Menanggapi kunci akses yang diterima PDN dari geng hacker Brain Cipher Ransomware, ning Lia, sapaan akrab anggota DPD RI Terpilih asal Jatim periode 2024-2029 itu, mengaku tidak menaruh harapan besar.

“Saya tidak terlalu yakin apakah peretasan akun google saya, liaistifhama@gmail.com, ada kaitan dengan PDN. Karena sekalipun tanggal kejadian sama, saya tidak mengalami pemerasan apapun dan akun google saya murni perseorangan. Termasuk, pengolahan google adsense dalam channel youtube, murni usaha pribadi tanpa ada kaitan instansi apapun. Begitupun google drive yang resmi berlangganan 2 TB, tidak ada kaitan dengan instansi pemerintahan, melainkan hanya data pekerjaan pribadi dan dokumentasi foto keluarga,” terangnya.
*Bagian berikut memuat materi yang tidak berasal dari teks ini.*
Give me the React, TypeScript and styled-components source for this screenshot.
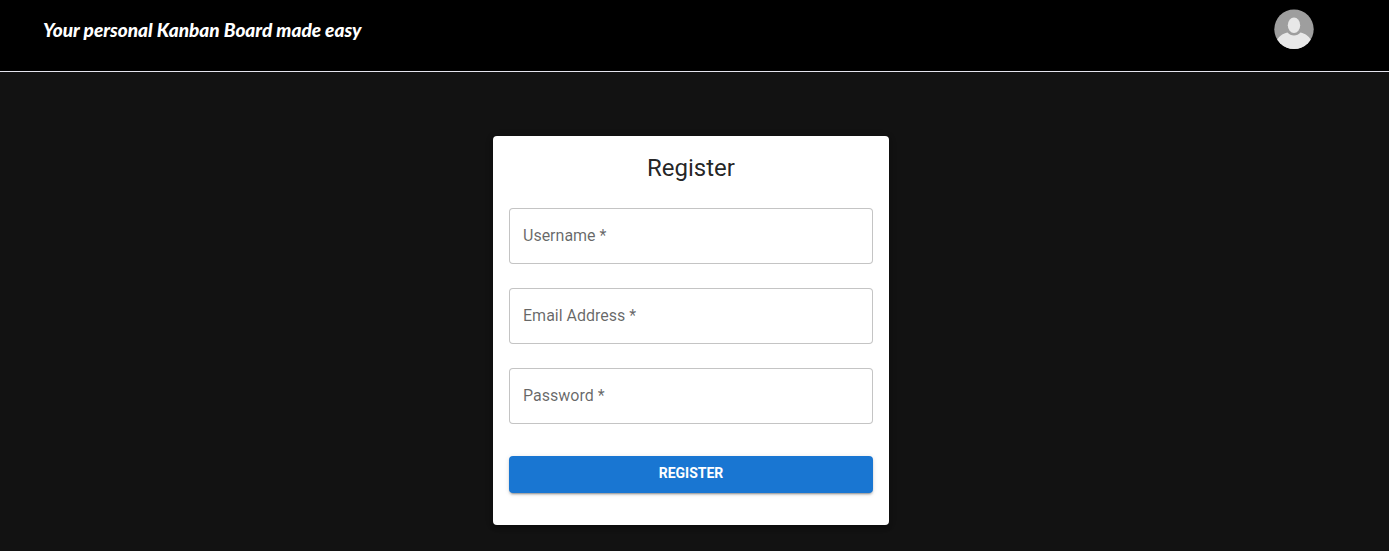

Pasca penetapan sebagai senator terpilih, ‘ujian’ menghadapi cyber crime memang menjadi langganan si peran ‘CANTIK’ asal Surabaya itu. 

“Saya lihat memang serius banget hacker melakukan pembobolan. Beberapa akun gmail berafiliansi dengan saya, berusaha diretas, namun ketika akun utama berhasil diretas, upaya pembobolan pada akun lainnya terhenti. Ini sih memang kejadian kesekian setelah Wikipedia, Instagram, dan whatsapp yang juga mengalami cyber crime. Namun persoalan google ini sangat utama karena berkaitan dokumentasi tumbuh kembang anak yang terlanjur dipercaya dalam google foto dan tidak bisa diakses lagi,” terang Lia Istifhama.

Namun, meski mengakui getolnya oknum tertentu menjadikan dia sasaran tembak cyber crime, ning Lia mengaku tidak patah arang.

“Namanya kehidupan, pasti penuh dinamika dan kita kan tidak boleh putus asa ataupun patah arang. Namun andai ungkapan saya ini bisa dibaca oleh pihak terkait, maka semoga jadi pesan bijak saja, ya?”

“Bahwa apapun motif hacker, saya kira tidak mungkin ada kepentingan dengan foto pribadi dokumentasi tumbuh kembang anak dari seorang ibu. Jadi terlalu tidak logis, jika hanya ingin mengetahui data pekerjaan ataupun ingin menguasai akun sosial media seseorang, namun kemudian turut menutup akses seorang ibu untuk melihat kembali foto lama anak-anaknya yang terlanjur dipercayakan di google foto yang berlangganan resmi,” ungkapnya.

Menyampaikan pesan menyentuh, Doktoral UINSA itu pun meyakini bahwa anak-anaknya tidak akan kehilangan memori indah sekalipun banyak kenangan indah tidak bisa mereka lihat kelak saat dewasa.

“Insya Allah, anak-anak saya tetap mengingat setiap kenangan indah yang dilalui mereka, sejak masa kecil hingga remaja. Memang ada dokumentasi yang masih tersimpan di gadget, namun begitu banyak yang tersimpannya di google foto. Itu kenapa sampai berlangganan 2 TB. Tujuan saya agar anak-anak kelak bisa melihat semua foto itu saat beranjak dewasa. Namun karena yang ada seperti ini, ya saya hanya bisa meyakini bahwa memori indah tidak sebatas foto, tapi memang tersimpan di hati mereka yang terdalam,” imbuhnya.

“Namun sebagai seorang ibu, saya hanya ingin menyampaikan, bahwa kita semua memiliki masa lalu dan kehidupan pribadi. Maka buat apa menghilangkan bagian penting dalam kehidupan pribadi seseorang? Jikalau memang alasan politis, saya kira tidak logis dengan kaitan masa lalu anak-anak. Dan jika tidak ada kaitan politis, misalnya random alias saya ini korban acak saja, maka kok serius banget ya sekian bulan tidak terhenti?”, pungkasnya dengan tersenyum.